The Uttar Pradesh government plans to float a farmers’ relief bond corresponding to the composite farm loan waiver amount to generate funds for the scheme. Officials admit that the scheme, if implemented properly, would benefit only one-fourth of the small and marginal farmers of the State. Government and bank records show that as on March 31, 2017, the total agricultural loan outstanding in Uttar Pradesh was Rs.1,30,000 crore. In March 2016 it stood at Rs.1,21,000 crore. Since the base figure is accounted for as it existed in 2016, the proposed scheme involving Rs.30,729 crore would meet approximately 25 per cent of the total outstanding agricultural loan of Rs.1,21,000 crore accrued in 2015-16.
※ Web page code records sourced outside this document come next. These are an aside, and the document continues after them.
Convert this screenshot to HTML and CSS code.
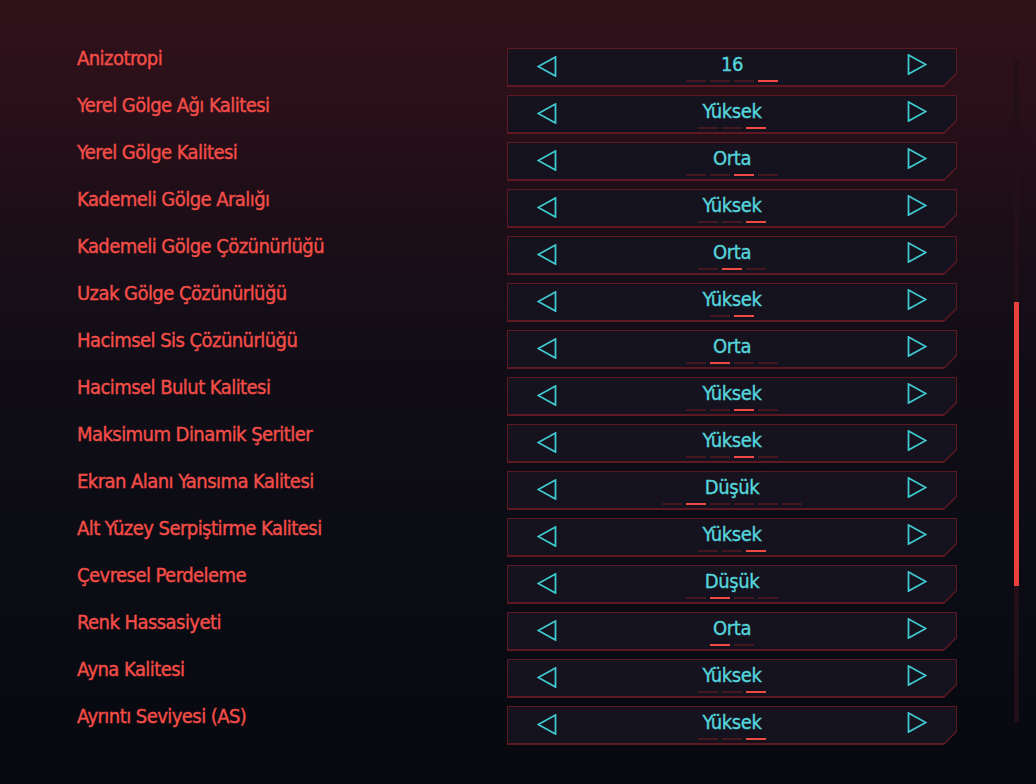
FILE: index.html
```html
<!DOCTYPE html>
<html lang="tr">
<head>
<meta charset="utf-8">
<title>Grafik Ayarları</title>
<link rel="stylesheet" href="styles.css">
</head>
<body>
<div class="page">
  <div class="list">
    <div class="row"><div class="label">Anizotropi</div><div class="sel"><div class="sel-in"><svg class="arr" viewBox="0 0 20 21"><polygon points="18.5,1 1.2,10.5 18.5,20"/></svg><div class="val"><span class="txt">16</span><div class="dots"><i></i><i></i><i></i><i class="on"></i></div></div><svg class="arr arr-r" viewBox="0 0 20 21"><polygon points="1.5,1 18.8,10.5 1.5,20"/></svg></div></div></div>
    <div class="row"><div class="label">Yerel Gölge Ağı Kalitesi</div><div class="sel"><div class="sel-in"><svg class="arr" viewBox="0 0 20 21"><polygon points="18.5,1 1.2,10.5 18.5,20"/></svg><div class="val"><span class="txt">Yüksek</span><div class="dots"><i></i><i></i><i class="on"></i></div></div><svg class="arr arr-r" viewBox="0 0 20 21"><polygon points="1.5,1 18.8,10.5 1.5,20"/></svg></div></div></div>
    <div class="row"><div class="label">Yerel Gölge Kalitesi</div><div class="sel"><div class="sel-in"><svg class="arr" viewBox="0 0 20 21"><polygon points="18.5,1 1.2,10.5 18.5,20"/></svg><div class="val"><span class="txt">Orta</span><div class="dots"><i></i><i></i><i class="on"></i><i></i></div></div><svg class="arr arr-r" viewBox="0 0 20 21"><polygon points="1.5,1 18.8,10.5 1.5,20"/></svg></div></div></div>
    <div class="row"><div class="label">Kademeli Gölge Aralığı</div><div class="sel"><div class="sel-in"><svg class="arr" viewBox="0 0 20 21"><polygon points="18.5,1 1.2,10.5 18.5,20"/></svg><div class="val"><span class="txt">Yüksek</span><div class="dots"><i></i><i></i><i class="on"></i></div></div><svg class="arr arr-r" viewBox="0 0 20 21"><polygon points="1.5,1 18.8,10.5 1.5,20"/></svg></div></div></div>
    <div class="row"><div class="label">Kademeli Gölge Çözünürlüğü</div><div class="sel"><div class="sel-in"><svg class="arr" viewBox="0 0 20 21"><polygon points="18.5,1 1.2,10.5 18.5,20"/></svg><div class="val"><span class="txt">Orta</span><div class="dots"><i></i><i class="on"></i><i></i></div></div><svg class="arr arr-r" viewBox="0 0 20 21"><polygon points="1.5,1 18.8,10.5 1.5,20"/></svg></div></div></div>
    <div class="row"><div class="label">Uzak Gölge Çözünürlüğü</div><div class="sel"><div class="sel-in"><svg class="arr" viewBox="0 0 20 21"><polygon points="18.5,1 1.2,10.5 18.5,20"/></svg><div class="val"><span class="txt">Yüksek</span><div class="dots"><i></i><i class="on"></i></div></div><svg class="arr arr-r" viewBox="0 0 20 21"><polygon points="1.5,1 18.8,10.5 1.5,20"/></svg></div></div></div>
    <div class="row"><div class="label">Hacimsel Sis Çözünürlüğü</div><div class="sel"><div class="sel-in"><svg class="arr" viewBox="0 0 20 21"><polygon points="18.5,1 1.2,10.5 18.5,20"/></svg><div class="val"><span class="txt">Orta</span><div class="dots"><i></i><i class="on"></i><i></i><i></i></div></div><svg class="arr arr-r" viewBox="0 0 20 21"><polygon points="1.5,1 18.8,10.5 1.5,20"/></svg></div></div></div>
    <div class="row"><div class="label">Hacimsel Bulut Kalitesi</div><div class="sel"><div class="sel-in"><svg class="arr" viewBox="0 0 20 21"><polygon points="18.5,1 1.2,10.5 18.5,20"/></svg><div class="val"><span class="txt">Yüksek</span><div class="dots"><i></i><i></i><i class="on"></i><i></i></div></div><svg class="arr arr-r" viewBox="0 0 20 21"><polygon points="1.5,1 18.8,10.5 1.5,20"/></svg></div></div></div>
    <div class="row"><div class="label">Maksimum Dinamik Şeritler</div><div class="sel"><div class="sel-in"><svg class="arr" viewBox="0 0 20 21"><polygon points="18.5,1 1.2,10.5 18.5,20"/></svg><div class="val"><span class="txt">Yüksek</span><div class="dots"><i></i><i></i><i class="on"></i><i></i></div></div><svg class="arr arr-r" viewBox="0 0 20 21"><polygon points="1.5,1 18.8,10.5 1.5,20"/></svg></div></div></div>
    <div class="row"><div class="label">Ekran Alanı Yansıma Kalitesi</div><div class="sel"><div class="sel-in"><svg class="arr" viewBox="0 0 20 21"><polygon points="18.5,1 1.2,10.5 18.5,20"/></svg><div class="val"><span class="txt">Düşük</span><div class="dots"><i></i><i class="on"></i><i></i><i></i><i></i><i></i></div></div><svg class="arr arr-r" viewBox="0 0 20 21"><polygon points="1.5,1 18.8,10.5 1.5,20"/></svg></div></div></div>
    <div class="row"><div class="label">Alt Yüzey Serpiştirme Kalitesi</div><div class="sel"><div class="sel-in"><svg class="arr" viewBox="0 0 20 21"><polygon points="18.5,1 1.2,10.5 18.5,20"/></svg><div class="val"><span class="txt">Yüksek</span><div class="dots"><i></i><i></i><i class="on"></i></div></div><svg class="arr arr-r" viewBox="0 0 20 21"><polygon points="1.5,1 18.8,10.5 1.5,20"/></svg></div></div></div>
    <div class="row"><div class="label">Çevresel Perdeleme</div><div class="sel"><div class="sel-in"><svg class="arr" viewBox="0 0 20 21"><polygon points="18.5,1 1.2,10.5 18.5,20"/></svg><div class="val"><span class="txt">Düşük</span><div class="dots"><i></i><i class="on"></i><i></i><i></i></div></div><svg class="arr arr-r" viewBox="0 0 20 21"><polygon points="1.5,1 18.8,10.5 1.5,20"/></svg></div></div></div>
    <div class="row"><div class="label">Renk Hassasiyeti</div><div class="sel"><div class="sel-in"><svg class="arr" viewBox="0 0 20 21"><polygon points="18.5,1 1.2,10.5 18.5,20"/></svg><div class="val"><span class="txt">Orta</span><div class="dots"><i class="on"></i><i></i></div></div><svg class="arr arr-r" viewBox="0 0 20 21"><polygon points="1.5,1 18.8,10.5 1.5,20"/></svg></div></div></div>
    <div class="row"><div class="label">Ayna Kalitesi</div><div class="sel"><div class="sel-in"><svg class="arr" viewBox="0 0 20 21"><polygon points="18.5,1 1.2,10.5 18.5,20"/></svg><div class="val"><span class="txt">Yüksek</span><div class="dots"><i></i><i></i><i class="on"></i></div></div><svg class="arr arr-r" viewBox="0 0 20 21"><polygon points="1.5,1 18.8,10.5 1.5,20"/></svg></div></div></div>
    <div class="row"><div class="label">Ayrıntı Seviyesi (AS)</div><div class="sel"><div class="sel-in"><svg class="arr" viewBox="0 0 20 21"><polygon points="18.5,1 1.2,10.5 18.5,20"/></svg><div class="val"><span class="txt">Yüksek</span><div class="dots"><i></i><i></i><i class="on"></i></div></div><svg class="arr arr-r" viewBox="0 0 20 21"><polygon points="1.5,1 18.8,10.5 1.5,20"/></svg></div></div></div>
  </div>
  <div class="track"><div class="thumb"></div></div>
</div>
</body>
</html>
```
FILE: styles.css
```css
html, body {
  margin: 0;
  padding: 0;
}
body {
  width: 1036px;
  height: 784px;
  overflow: hidden;
  background: linear-gradient(180deg, #30121a 0px, #2b1019 90px, #1d0e17 210px, #110d17 360px, #0b0c14 560px, #07090f 784px);
  font-family: "DejaVu Sans Condensed", "Liberation Sans Narrow", "Roboto Condensed", "DejaVu Sans", sans-serif;
  font-stretch: condensed;
}
.page {
  display: flex;
  height: 784px;
}
.list {
  display: flex;
  flex-direction: column;
  padding: 48px 0 0 77px;
}
.row {
  display: flex;
  align-items: flex-start;
  height: 47px;
}
.label {
  width: 430px;
  color: #f34d48;
  font-size: 20px;
  line-height: 21px;
  letter-spacing: -0.55px;
  -webkit-text-stroke: 0.4px #f34d48;
}
.sel {
  width: 450px;
  height: 39px;
  box-sizing: border-box;
  padding: 1px 1px 2px 1px;
  background: #5e1822;
  clip-path: polygon(0 0, 100% 0, 100% calc(100% - 13px), calc(100% - 13px) 100%, 0 100%);
}
.sel-in {
  height: 100%;
  display: flex;
  align-items: flex-start;
  justify-content: space-between;
  padding: 0 29px;
  background: linear-gradient(180deg, #16131f 0%, #14121e 100%);
  clip-path: polygon(0 0, 100% 0, 100% calc(100% - 12px), calc(100% - 12px) 100%, 0 100%);
}
.arr {
  width: 20px;
  height: 21px;
  margin-top: 7px;
  flex: none;
}
.arr polygon {
  fill: none;
  stroke: #3fc9cf;
  stroke-width: 1.8;
  stroke-linejoin: miter;
}
.arr-r {
  margin-top: 5px;
}
.val {
  display: flex;
  flex-direction: column;
  align-items: center;
  padding-top: 5px;
}
.txt {
  color: #55d5dc;
  font-size: 20px;
  line-height: 21px;
  letter-spacing: -0.4px;
  -webkit-text-stroke: 0.35px #55d5dc;
}
.dots {
  display: flex;
  gap: 4px;
  margin-top: 5px;
}
.dots i {
  display: block;
  width: 20px;
  height: 2px;
  background: #451820;
}
.dots i.on {
  background: #ef4a43;
}
.track {
  width: 5px;
  height: 662px;
  margin: 60px 0 0 57px;
  background: #220f18;
  display: flex;
  flex-direction: column;
}
.thumb {
  margin-top: 242px;
  height: 284px;
  background: #e8403d;
}
```
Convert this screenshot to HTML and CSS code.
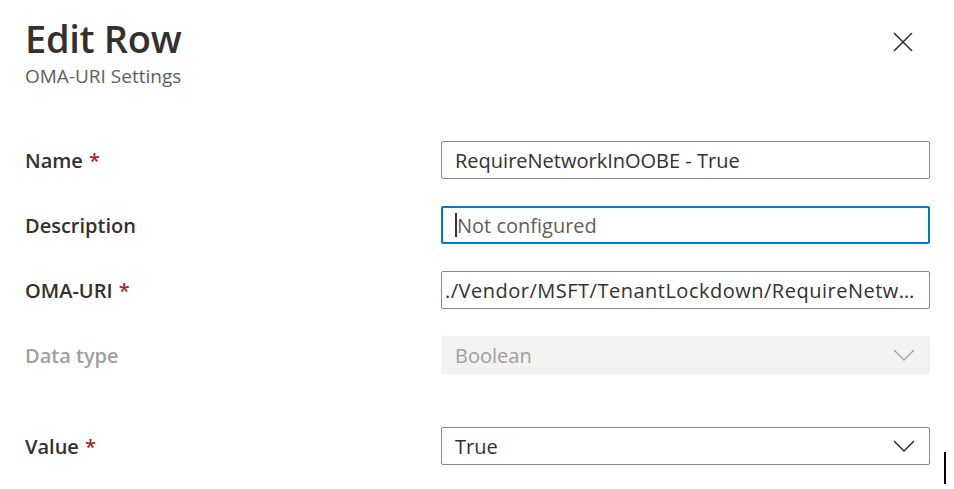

In terms of population, the proposed scheme is to benefit about 86 lakh of the estimated 2.15 crore small and marginal farmers of Uttar Pradesh. The total number of farmers in the State is estimated to be 2.3 crores. Apart from this, the proposed scheme will involve writing off the agricultural sector NPAs of about seven lakh farmers. Thus, the total number of beneficiaries under the scheme would be approximately 43 per cent of the small and marginal farmers of the State. Naturally farmers like Bhatti are angry.

“You have devised the scheme to deliberately leave out 57 per cent of the small and marginalised farmers. So you claim that you have fulfilled your election promise though the majority will get no benefit even if that the project is implemented in a foolproof manner,” Bhatti said, adding that Uttar Pradesh may well see the emergence of Mandsaur-like situations, since the hope generated by the loan waiver announcement was fast crumbling even as the farmer was getting a price that was far from fair for his produce.

“The Adityanath government is fortunate in that there are no spirited farmers’ organisations with militant leadership in the State like in Maharashtra and Madhya Pradesh. The existing organisations lack credibility and tenacity. But the sense of hurt that thousands of farmers in Uttar Pradesh feel will not subside for long,” Bhatti stated in a tone of finality.